Pre-Emergent Weed Killers

A pre-emergent is a weed killer (usually granular) that is applied before weed seeds emerge, that is, before they germinate.

What weeds will they control?
Because pre-emergent applications attack seeds before they sprout, the granules are primarily intended for use on annual weeds that complete their life cycle within one growing season. They do not help with perennial weeds that come back from their root systems (nutsedge, Johnsongrass, dallisgrass, etc.).

What are the common pre-emergents I can find?
Products in the consumer marketplace are Team and Dimension (both at independent retail garden centers) and Halts (at national chains). Balan is sold in farm supply centers. All four of those are primarily intended to prevent germination of grassy weeds. Gallery is sold in independent retail garden centers primarily to prevent germination of broad-leafed weeds (non-grasses).

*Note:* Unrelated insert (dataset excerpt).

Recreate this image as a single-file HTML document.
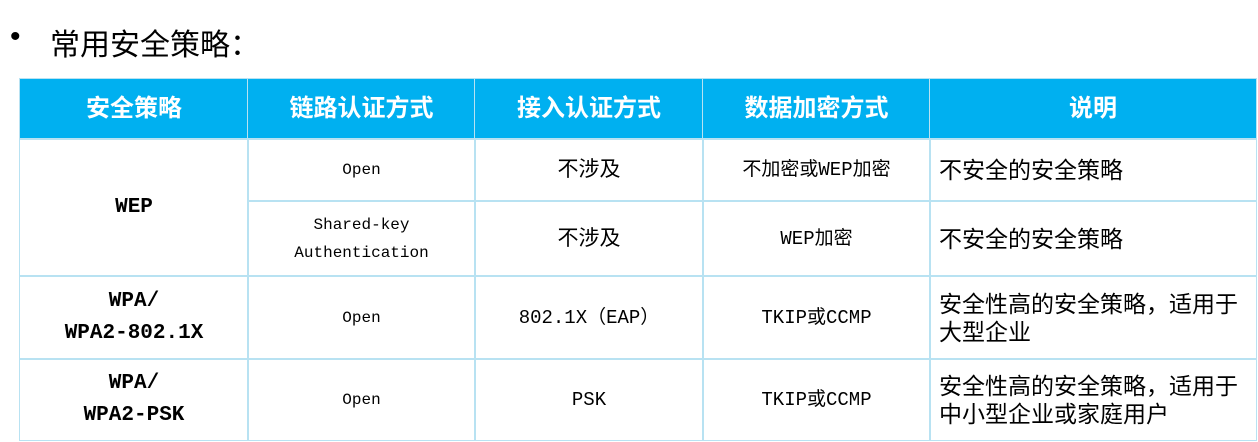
<!DOCTYPE html><html><head><meta charset="utf-8"><style>
body{margin:0;width:1258px;height:442px;background:#fff;position:relative;overflow:hidden;font-family:"Liberation Sans","Noto Sans CJK SC",sans-serif;color:#000}
.t{position:absolute;left:50px;top:20px;font-size:30px}
.b{position:absolute;left:10px;top:20px;font-size:30px}
.c{position:absolute;box-sizing:border-box;border:1.5px solid #b8e2f2;display:flex;align-items:center;justify-content:center;text-align:center;font-size:21px;line-height:28px}
.h{background:#00b0f0;color:#fff;font-size:24px;font-weight:bold;border-color:#b8e2f2}
.m{font-family:"Liberation Mono","Noto Sans CJK SC",monospace;font-size:19px}
.s{font-size:16px}
.l{justify-content:flex-start;text-align:left;padding-left:9px;font-size:23px}
.w{font-weight:bold;font-size:21px}
</style></head><body>
<div class="b">•</div><div class="t">常用安全策略：</div>
<div class="c h" style="left:19px;top:78px;width:230px;height:62px">安全策略</div>
<div class="c h" style="left:247px;top:78px;width:229px;height:62px">链路认证方式</div>
<div class="c h" style="left:474px;top:78px;width:230px;height:62px">接入认证方式</div>
<div class="c h" style="left:702px;top:78px;width:229px;height:62px">数据加密方式</div>
<div class="c h" style="left:929px;top:78px;width:328px;height:62px">说明</div>

<div class="c m w" style="left:19px;top:138px;width:230px;height:139px">WEP</div>
<div class="c m s" style="left:247px;top:138px;width:229px;height:64px">Open</div>
<div class="c" style="left:474px;top:138px;width:230px;height:64px">不涉及</div>
<div class="c m" style="left:702px;top:138px;width:229px;height:64px">不加密或WEP加密</div>
<div class="c l" style="left:929px;top:138px;width:328px;height:64px">不安全的安全策略</div>

<div class="c m s" style="left:247px;top:200px;width:229px;height:77px">Shared-key<br>Authentication</div>
<div class="c" style="left:474px;top:200px;width:230px;height:77px">不涉及</div>
<div class="c m" style="left:702px;top:200px;width:229px;height:77px">WEP加密</div>
<div class="c l" style="left:929px;top:200px;width:328px;height:77px">不安全的安全策略</div>

<div class="c m w" style="left:19px;top:275px;width:230px;height:85px;line-height:32px">WPA/<br>WPA2-802.1X</div>
<div class="c m s" style="left:247px;top:275px;width:229px;height:85px">Open</div>
<div class="c m" style="left:474px;top:275px;width:230px;height:85px">802.1X（EAP）</div>
<div class="c m" style="left:702px;top:275px;width:229px;height:85px">TKIP或CCMP</div>
<div class="c l" style="left:929px;top:275px;width:328px;height:85px">安全性高的安全策略，适用于<br>大型企业</div>

<div class="c m w" style="left:19px;top:358px;width:230px;height:83px;line-height:32px">WPA/<br>WPA2-PSK</div>
<div class="c m s" style="left:247px;top:358px;width:229px;height:83px">Open</div>
<div class="c m" style="left:474px;top:358px;width:230px;height:83px">PSK</div>
<div class="c m" style="left:702px;top:358px;width:229px;height:83px">TKIP或CCMP</div>
<div class="c l" style="left:929px;top:358px;width:328px;height:83px">安全性高的安全策略，适用于<br>中小型企业或家庭用户</div>
</body></html>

When should a pre-emergent be applied?
Before the weed seeds start to sprout. It’s better to be a week too early than a day too late. The old axiom is, “With pre-emergent weed killers, if you can see the weed growing, you’ve blown it for another whole year.”

• For summer weeds such as grassburs (sandburs) and crabgrass: 2 to 3 weeks before the average date of the last killing freeze for your area. In North Central Texas it would be the first two weeks of March. 
• Because these granules are effective for about 100 days you will need to reapply three months later as a “booster shot.” Mark the calendar so you won’t forget. Without this second application the weeds will still germinate later in the season. That second application should be early June in North Central Texas.
• For winter weeds (the ones you can see in your lawn in February and March), apply one of the grassy pre-emergents as well as Gallery the last week of August or the first week of September. (Gallery is not commonly needed in the spring applications, since broad-leafed weeds are less of a hot-weather issue than they are in the winter and early spring.)

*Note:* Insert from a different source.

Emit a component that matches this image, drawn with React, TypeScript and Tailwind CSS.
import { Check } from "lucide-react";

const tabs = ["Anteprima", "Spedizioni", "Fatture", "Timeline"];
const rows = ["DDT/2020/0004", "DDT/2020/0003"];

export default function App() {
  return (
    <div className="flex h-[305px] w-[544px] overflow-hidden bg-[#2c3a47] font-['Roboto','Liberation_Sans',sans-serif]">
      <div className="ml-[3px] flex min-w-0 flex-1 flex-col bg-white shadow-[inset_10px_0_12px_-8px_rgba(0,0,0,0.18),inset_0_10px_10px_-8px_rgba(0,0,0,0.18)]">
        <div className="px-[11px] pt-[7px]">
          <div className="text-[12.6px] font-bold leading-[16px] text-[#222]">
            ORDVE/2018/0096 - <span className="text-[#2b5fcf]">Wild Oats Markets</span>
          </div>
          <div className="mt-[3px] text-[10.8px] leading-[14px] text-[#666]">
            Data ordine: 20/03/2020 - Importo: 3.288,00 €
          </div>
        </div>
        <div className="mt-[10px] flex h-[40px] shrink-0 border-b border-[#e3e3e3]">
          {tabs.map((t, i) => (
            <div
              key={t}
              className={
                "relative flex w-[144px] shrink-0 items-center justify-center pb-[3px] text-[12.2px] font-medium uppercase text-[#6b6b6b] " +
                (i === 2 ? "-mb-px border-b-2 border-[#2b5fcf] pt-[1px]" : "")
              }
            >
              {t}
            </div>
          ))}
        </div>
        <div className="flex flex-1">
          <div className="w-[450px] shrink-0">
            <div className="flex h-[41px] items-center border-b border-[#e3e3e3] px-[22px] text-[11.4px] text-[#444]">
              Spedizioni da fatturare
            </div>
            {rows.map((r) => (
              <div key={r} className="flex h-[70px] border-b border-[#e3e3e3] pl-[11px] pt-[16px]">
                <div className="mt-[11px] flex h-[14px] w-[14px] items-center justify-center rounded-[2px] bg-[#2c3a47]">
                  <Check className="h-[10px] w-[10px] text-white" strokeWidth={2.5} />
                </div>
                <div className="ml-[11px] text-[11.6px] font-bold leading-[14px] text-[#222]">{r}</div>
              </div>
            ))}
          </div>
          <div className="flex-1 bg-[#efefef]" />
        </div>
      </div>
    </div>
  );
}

What about weed-and-feed applications?
Late February and early March would be prime time for the first application of pre-emergent herbicide, but it’s too early to fertilize turf grass. These two procedures should be done independently. Applications later in the spring and in late summer could theoretically be of a combined product, but some of us still prefer to do the two processes independent of one another.

What if my lawn care professional does this at a different time?
If you have hired a turf professional to apply pre-emergent weed killers  or you, put your faith in their experience. They have access to different products and their timing may vary from what is prescribed for the do-it-yourselfer.